The vertical line in the chart above shows where we are when the S&P 500 is down 10%. Before that is shows the Forward EPS (earnings per share) going into the corrections and after the EPS after the corrections. We can see the stark difference in how the EPS track for recessionary and non-recessionary cases. We were tracking the non-recessionary pathway until 2 weeks ago.
3Fourteen has 3 layers how they look at the probability of recession:
- Economics things like housing and construction data which usually leads employment. These data usually are slower, which might not always be best.
- Watch the credit spreads and how forward earnings per share evolves.
- How the stock market is treating firms that beat versus miss earnings.


This chart shows that this drawdown took us back to the point 242 days ago, which is almost a calendar year ago.
This is a way for 3Fourteen to track the “pain” in the market. They think that this reset is important for investor psychology.
242 days is pretty shallow for a bear market. The data tells them that a lot of investors are hoping for this levels to hold and moves back up. The average bear market takes 400 days to reset.


This chart shows the median Wallstreet market strategist targets versus where the S&P 500 is. The line below shows the spread between the two converted to percentage. The trading strategy is that if the analysts have forecast 5% below the S&P 500 buy.
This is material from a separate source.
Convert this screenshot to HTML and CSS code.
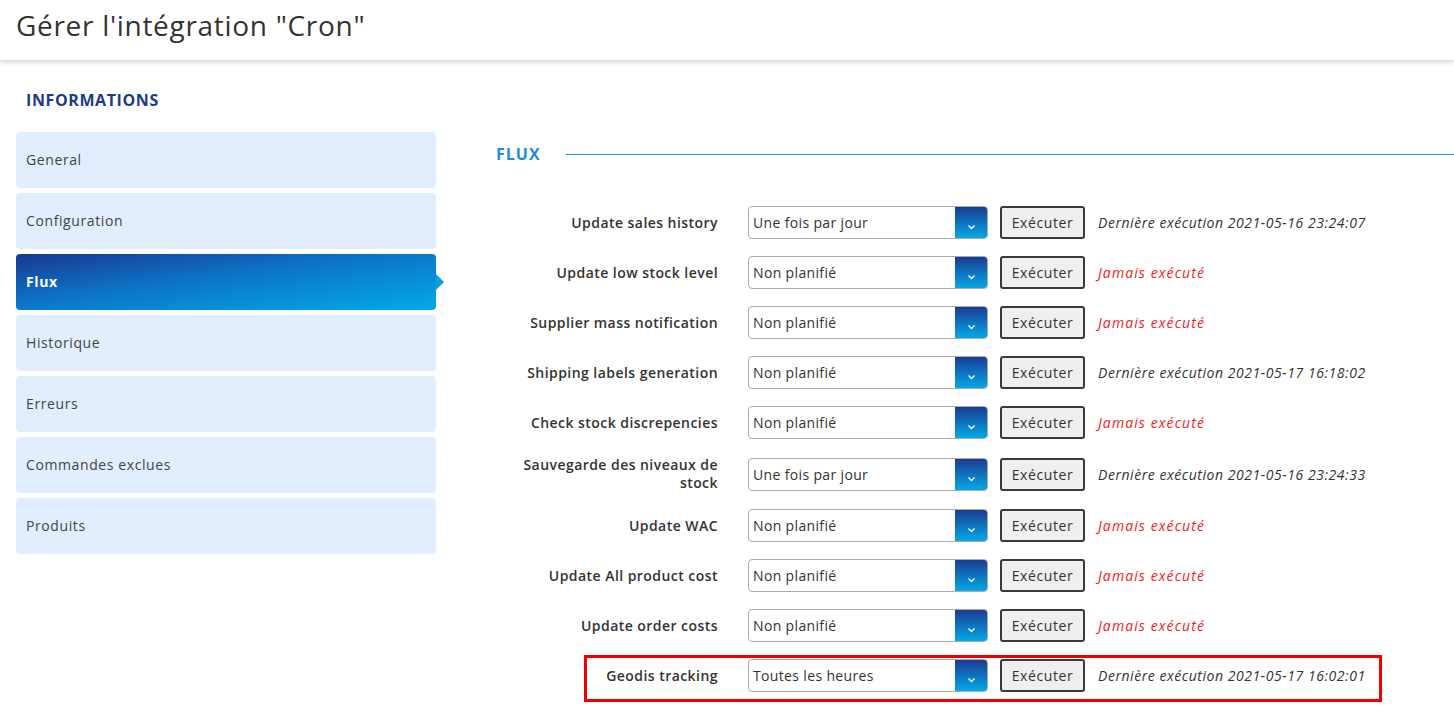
FILE: index.html
```html
<!DOCTYPE html>
<html lang="fr">
<head>
<meta charset="utf-8">
<title>Cron</title>
<link rel="stylesheet" href="styles.css">
</head>
<body>
<header class="topbar">
  <h1 class="title">Gérer l'intégration "Cron"</h1>
</header>
<div class="layout">
  <aside class="sidebar">
    <h2 class="side-title">INFORMATIONS</h2>
    <nav class="menu">
      <a class="menu-item">General</a>
      <a class="menu-item">Configuration</a>
      <a class="menu-item active">Flux</a>
      <a class="menu-item">Historique</a>
      <a class="menu-item">Erreurs</a>
      <a class="menu-item">Commandes exclues</a>
      <a class="menu-item">Produits</a>
    </nav>
  </aside>
  <main class="content">
    <div class="section-head">
      <h3 class="section-title">FLUX</h3>
      <div class="section-line"></div>
    </div>
    <div class="rows">
      <div class="row">
        <div class="label">Update sales history</div>
        <div class="select"><span class="sel-text">Une fois par jour</span><span class="sel-btn"><svg width="9" height="6" viewBox="0 0 9 6"><path d="M1.5 1.5 L4.5 4.5 L7.5 1.5" fill="none" stroke="#fff" stroke-width="1.3"/></svg></span></div>
        <button class="exec">Exécuter</button>
        <div class="status">Dernière exécution 2021-05-16 23:24:07</div>
      </div>
      <div class="row">
        <div class="label">Update low stock level</div>
        <div class="select"><span class="sel-text">Non planifié</span><span class="sel-btn"><svg width="9" height="6" viewBox="0 0 9 6"><path d="M1.5 1.5 L4.5 4.5 L7.5 1.5" fill="none" stroke="#fff" stroke-width="1.3"/></svg></span></div>
        <button class="exec">Exécuter</button>
        <div class="status never">Jamais exécuté</div>
      </div>
      <div class="row">
        <div class="label">Supplier mass notification</div>
        <div class="select"><span class="sel-text">Non planifié</span><span class="sel-btn"><svg width="9" height="6" viewBox="0 0 9 6"><path d="M1.5 1.5 L4.5 4.5 L7.5 1.5" fill="none" stroke="#fff" stroke-width="1.3"/></svg></span></div>
        <button class="exec">Exécuter</button>
        <div class="status never">Jamais exécuté</div>
      </div>
      <div class="row">
        <div class="label">Shipping labels generation</div>
        <div class="select"><span class="sel-text">Non planifié</span><span class="sel-btn"><svg width="9" height="6" viewBox="0 0 9 6"><path d="M1.5 1.5 L4.5 4.5 L7.5 1.5" fill="none" stroke="#fff" stroke-width="1.3"/></svg></span></div>
        <button class="exec">Exécuter</button>
        <div class="status">Dernière exécution 2021-05-17 16:18:02</div>
      </div>
      <div class="row">
        <div class="label">Check stock discrepencies</div>
        <div class="select"><span class="sel-text">Non planifié</span><span class="sel-btn"><svg width="9" height="6" viewBox="0 0 9 6"><path d="M1.5 1.5 L4.5 4.5 L7.5 1.5" fill="none" stroke="#fff" stroke-width="1.3"/></svg></span></div>
        <button class="exec">Exécuter</button>
        <div class="status never">Jamais exécuté</div>
      </div>
      <div class="row">
        <div class="label">Sauvegarde des niveaux de stock</div>
        <div class="select"><span class="sel-text">Une fois par jour</span><span class="sel-btn"><svg width="9" height="6" viewBox="0 0 9 6"><path d="M1.5 1.5 L4.5 4.5 L7.5 1.5" fill="none" stroke="#fff" stroke-width="1.3"/></svg></span></div>
        <button class="exec">Exécuter</button>
        <div class="status">Dernière exécution 2021-05-16 23:24:33</div>
      </div>
      <div class="row">
        <div class="label">Update WAC</div>
        <div class="select"><span class="sel-text">Non planifié</span><span class="sel-btn"><svg width="9" height="6" viewBox="0 0 9 6"><path d="M1.5 1.5 L4.5 4.5 L7.5 1.5" fill="none" stroke="#fff" stroke-width="1.3"/></svg></span></div>
        <button class="exec">Exécuter</button>
        <div class="status never">Jamais exécuté</div>
      </div>
      <div class="row">
        <div class="label">Update All product cost</div>
        <div class="select"><span class="sel-text">Non planifié</span><span class="sel-btn"><svg width="9" height="6" viewBox="0 0 9 6"><path d="M1.5 1.5 L4.5 4.5 L7.5 1.5" fill="none" stroke="#fff" stroke-width="1.3"/></svg></span></div>
        <button class="exec">Exécuter</button>
        <div class="status never">Jamais exécuté</div>
      </div>
      <div class="row">
        <div class="label">Update order costs</div>
        <div class="select"><span class="sel-text">Non planifié</span><span class="sel-btn"><svg width="9" height="6" viewBox="0 0 9 6"><path d="M1.5 1.5 L4.5 4.5 L7.5 1.5" fill="none" stroke="#fff" stroke-width="1.3"/></svg></span></div>
        <button class="exec">Exécuter</button>
        <div class="status never">Jamais exécuté</div>
      </div>
      <div class="row highlighted">
        <div class="label">Geodis tracking</div>
        <div class="select"><span class="sel-text">Toutes les heures</span><span class="sel-btn"><svg width="9" height="6" viewBox="0 0 9 6"><path d="M1.5 1.5 L4.5 4.5 L7.5 1.5" fill="none" stroke="#fff" stroke-width="1.3"/></svg></span></div>
        <button class="exec">Exécuter</button>
        <div class="status">Dernière exécution 2021-05-17 16:02:01</div>
      </div>
    </div>
  </main>
</div>
</body>
</html>
```
FILE: styles.css
```css
*, *::before, *::after { box-sizing: border-box; }
html, body { margin: 0; padding: 0; background: #fff; }
body {
  font-family: "Open Sans", "DejaVu Sans", sans-serif;
  font-size: 14px;
  color: #333;
  padding-bottom: 20px;
}
.topbar {
  height: 60px;
  background: #fff;
  box-shadow: 0 2px 5px rgba(0, 0, 0, 0.18);
  padding-left: 16px;
  position: relative;
  z-index: 1;
}
.title {
  margin: 0;
  font-size: 28px;
  font-weight: 400;
  line-height: 50px;
  color: #333;
  letter-spacing: 0.7px;
}
.layout {
  display: flex;
  padding-left: 16px;
}
.sidebar {
  width: 420px;
  flex: none;
}
.side-title {
  margin: 28px 0 20px 10px;
  font-size: 16px;
  line-height: 24px;
  font-weight: 700;
  color: #1c3a8f;
  letter-spacing: 0.6px;
}
.menu {
  display: flex;
  flex-direction: column;
  gap: 5px;
}
.menu-item {
  display: flex;
  align-items: center;
  height: 56px;
  padding-left: 10px;
  padding-bottom: 1px;
  background: #e2eefe;
  border-radius: 4px;
  color: #444;
  font-size: 14px;
  letter-spacing: 0.6px;
  position: relative;
}
.menu-item.active {
  background: linear-gradient(to right bottom, #1a3890 0%, #0c75c8 45%, #03a9e8 100%);
  color: #fff;
  font-weight: 700;
}
.menu-item.active::after {
  content: "";
  position: absolute;
  right: -8px;
  top: 50%;
  margin-top: -8px;
  border-left: 8px solid #04a2e3;
  border-top: 8px solid transparent;
  border-bottom: 8px solid transparent;
}
.content {
  flex: 1;
  margin-left: 60px;
}
.section-head {
  display: flex;
  align-items: center;
  margin-top: 82px;
  height: 24px;
}
.section-title {
  margin: 0;
  font-size: 16px;
  font-weight: 700;
  color: #1b8fd7;
  width: 70px;
  letter-spacing: 1px;
}
.section-line {
  flex: 1;
  height: 1px;
  background: #1a95d8;
}
.rows {
  margin-top: 40px;
  display: flex;
  flex-direction: column;
  gap: 17px;
}
.row {
  display: flex;
  align-items: center;
  min-height: 33px;
  position: relative;
}
.label {
  width: 200px;
  margin-left: 22px;
  text-align: right;
  font-weight: 600;
  color: #333;
  line-height: 18px;
  letter-spacing: 0.45px;
}
.select {
  margin-left: 30px;
  width: 240px;
  height: 33px;
  border: 1px solid #aaa;
  border-radius: 4px;
  display: flex;
  align-items: center;
  overflow: hidden;
}
.sel-text {
  flex: 1;
  padding-left: 4px;
  color: #333;
  letter-spacing: 0.35px;
}
.sel-btn {
  width: 32px;
  height: 100%;
  background: linear-gradient(to bottom, #1b3b92, #03a9e8);
  display: flex;
  align-items: flex-end;
  justify-content: center;
  padding-bottom: 8px;
}
.sel-btn svg { display: block; }
.exec {
  margin-left: 12px;
  width: 85px;
  height: 33px;
  background: #efefef;
  border: 2px solid #3a3a3a;
  border-radius: 3px;
  font-family: inherit;
  font-size: 14px;
  color: #333;
  padding: 0;
  letter-spacing: 0.6px;
}
.status {
  margin-left: 13px;
  font-style: italic;
  color: #333;
  letter-spacing: 0.55px;
}
.status.never { color: #f01c1c; letter-spacing: 1.1px; }
.highlighted::after {
  content: "";
  position: absolute;
  left: 88px;
  top: -4px;
  width: 798px;
  height: 47px;
  border: 3px solid #f00000;
  pointer-events: none;
}
```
This chart is looking at the percentage of inverse + levered long ETFs. The theory is a lot of margin speculation have transited to these ETFs. This is turning out to be a good sentiment and position indicator. Getting to 50% helps 60% is best (forward 1 year return has always been positive if it gets to 60%).


This chart shows the equity allocation for the funds that run strategies that target a specific volatility profile in their funds. If the volatility of the market goes up, they have to deleverage if they follow the strategy. This is a very common way for certain funds to run their portfolios.
Currently, the funds have de-risked so much.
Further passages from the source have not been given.